The Teaneck Democratic Municipal Committee (TDMC) in New Jersey named several right-wing Hindu groups such as the Hindu American Foundation (HAF), the Vishwa Hindu Parishad of America (VHPA), SEWA International, Infinity Foundation, Ekal Vidyalaya Foundation, as “foreign hate groups”, and said that they have direct and indirect ties to RSS. Calling them Hindu Supremacists, the unit of President Joe Biden’s party has demanded that the Federal Bureau of Investigation (FBI) and the Central Intelligence Agency (CIA) should step up research on “foreign hate groups that have domestic branches with tax-exempt status”.
The resolution passed by TDMC says, “Hindu nationalist organizations have infiltrated all levels of politics and were highly effective in blocking US House Resolution 417 which was a congressional attempt to warn against the Hindu nationalist movement.”
The TDMC resolution noted that “most local American elected officials remain unaware and unprepared to deal with the Hindu extremists”.
The resolution claimed that US-based right-wing Hindu groups had “direct and indirect ties to Rashtriya Swayamsevak Sangh (RSS), the right-wing Hindu nationalist paramilitary organization in India whose ideology are part of Nazism and European fascism.”

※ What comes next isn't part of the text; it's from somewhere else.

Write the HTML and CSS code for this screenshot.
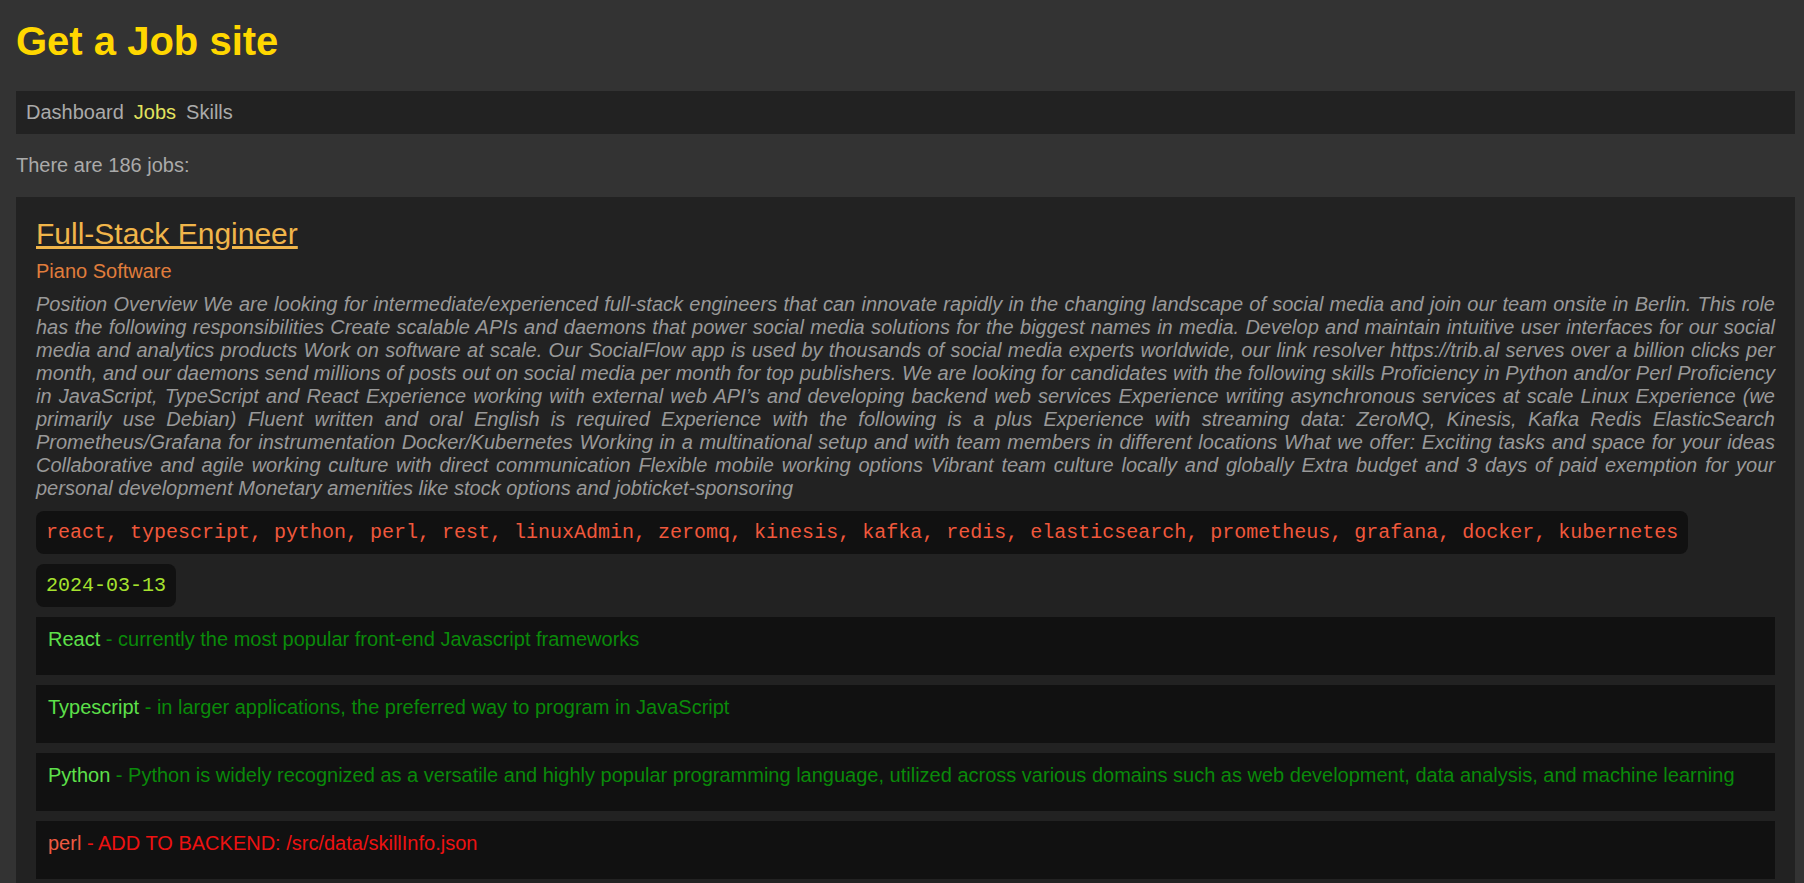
FILE: index.html
```html
<!DOCTYPE html>
<html lang="en">
<head>
<meta charset="utf-8">
<title>Get a Job site</title>
<link rel="stylesheet" href="styles.css">
</head>
<body>
<div class="page">
  <h1 class="site-title">Get a Job site</h1>
  <nav class="nav">
    <a class="nav-link" href="#">Dashboard</a>
    <a class="nav-link active" href="#">Jobs</a>
    <a class="nav-link" href="#">Skills</a>
  </nav>
  <p class="count">There are 186 jobs:</p>
  <div class="job">
    <h2 class="job-title"><a href="#">Full-Stack Engineer</a></h2>
    <div class="company">Piano Software</div>
    <div class="description">Position Overview We are looking for intermediate/experienced full-stack engineers that can innovate rapidly in the changing landscape of social media and join our team onsite in Berlin. This role has the following responsibilities Create scalable APIs and daemons that power social media solutions for the biggest names in media. Develop and maintain intuitive user interfaces for our social media and analytics products Work on software at scale. Our SocialFlow app is used by thousands of social media experts worldwide, our link resolver https://trib.al serves over a billion clicks per month, and our daemons send millions of posts out on social media per month for top publishers. We are looking for candidates with the following skills Proficiency in Python and/or Perl Proficiency in JavaScript, TypeScript and React Experience working with external web API’s and developing backend web services Experience writing asynchronous services at scale Linux Experience (we primarily use Debian) Fluent written and oral English is required Experience with the following is a plus Experience with streaming data: ZeroMQ, Kinesis, Kafka Redis ElasticSearch Prometheus/Grafana for instrumentation Docker/Kubernetes Working in a multinational setup and with team members in different locations What we offer: Exciting tasks and space for your ideas Collaborative and agile working culture with direct communication Flexible mobile working options Vibrant team culture locally and globally Extra budget and 3 days of paid exemption for your personal development Monetary amenities like stock options and jobticket-sponsoring</div>
    <div class="tags">react, typescript, python, perl, rest, linuxAdmin, zeromq, kinesis, kafka, redis, elasticsearch, prometheus, grafana, docker, kubernetes</div>
    <div class="date">2024-03-13</div>
    <div class="skill"><span class="skill-name">React</span><span class="skill-desc"> - currently the most popular front-end Javascript frameworks</span></div>
    <div class="skill"><span class="skill-name">Typescript</span><span class="skill-desc"> - in larger applications, the preferred way to program in JavaScript</span></div>
    <div class="skill"><span class="skill-name">Python</span><span class="skill-desc"> - Python is widely recognized as a versatile and highly popular programming language, utilized across various domains such as web development, data analysis, and machine learning</span></div>
    <div class="skill missing"><span class="skill-name">perl</span><span class="skill-desc"> - ADD TO BACKEND: /src/data/skillInfo.json</span></div>
  </div>
</div>
</body>
</html>
```
FILE: styles.css
```css
html, body {
  margin: 0;
  padding: 0;
  background: #333333;
}

body {
  font-family: "Liberation Sans", Arial, sans-serif;
  font-size: 20px;
  color: #aaaaaa;
}

.page {
  padding: 18px 9px 0 16px;
}

.site-title {
  margin: 0 0 27px;
  font-size: 40px;
  font-weight: bold;
  color: #ffd700;
  line-height: 46px;
}

.nav {
  display: flex;
  gap: 10px;
  padding: 10px;
  background: #222222;
  line-height: 23px;
}

.nav-link {
  color: #aaaaaa;
  text-decoration: none;
}

.nav-link.active {
  color: #e2e25e;
}

.count {
  margin: 20px 0;
  line-height: 23px;
}

.job {
  display: flex;
  flex-direction: column;
  align-items: flex-start;
  padding: 20px;
  background: #222222;
}

.job-title {
  margin: 0 0 8px;
  font-size: 30px;
  font-weight: normal;
  line-height: 34.5px;
}

.job-title a {
  color: #f0b54a;
  text-decoration: underline;
}

.company {
  margin-bottom: 10px;
  color: #e07d3c;
  line-height: 23px;
}

.description {
  align-self: stretch;
  margin-bottom: 11px;
  font-style: italic;
  color: #999999;
  text-align: justify;
  line-height: 23px;
}

.tags,
.date {
  font-family: "Liberation Mono", "Courier New", monospace;
  font-size: 20px;
  line-height: 23px;
  padding: 10px;
  background: #111111;
  border-radius: 8px;
  margin-bottom: 10px;
}

.tags {
  color: #f0583c;
}

.date {
  color: #a6e22e;
}

.skill {
  align-self: stretch;
  padding: 11px 12px 24px;
  margin-bottom: 10px;
  background: #111111;
  line-height: 23px;
}

.skill-name {
  color: #5de04a;
}

.skill-desc {
  color: #0a8a0a;
}

.skill.missing .skill-name {
  color: #ee5a42;
}

.skill.missing .skill-desc {
  color: #ee1111;
}
```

The resolution urged New Jersey Senators Bob Menendez and Cory Booker and Congressman Josh Gottheimer to “revise the Visa Waiver Program Improvement and Terrorist Travel Prevention Act of 2015 to address foreign violent extremists with speaking engagements in the US”.
Teaneck Democratic Municipal Committee claims that the Hindu organizations can be declared as terror groups under US Code Title 22 Chapter 38, section 2656f(d), which defines terrorism as, “premeditated, politically motivated violence perpetrated against noncombatant targets by subnational groups or clandestine agents, usually intended to influence an audience”
They say that only condemning hate incidents is insufficient as “hate groups” are increasingly more organized, cause fear and harm to people, and need to be identified and monitored now for safety and security.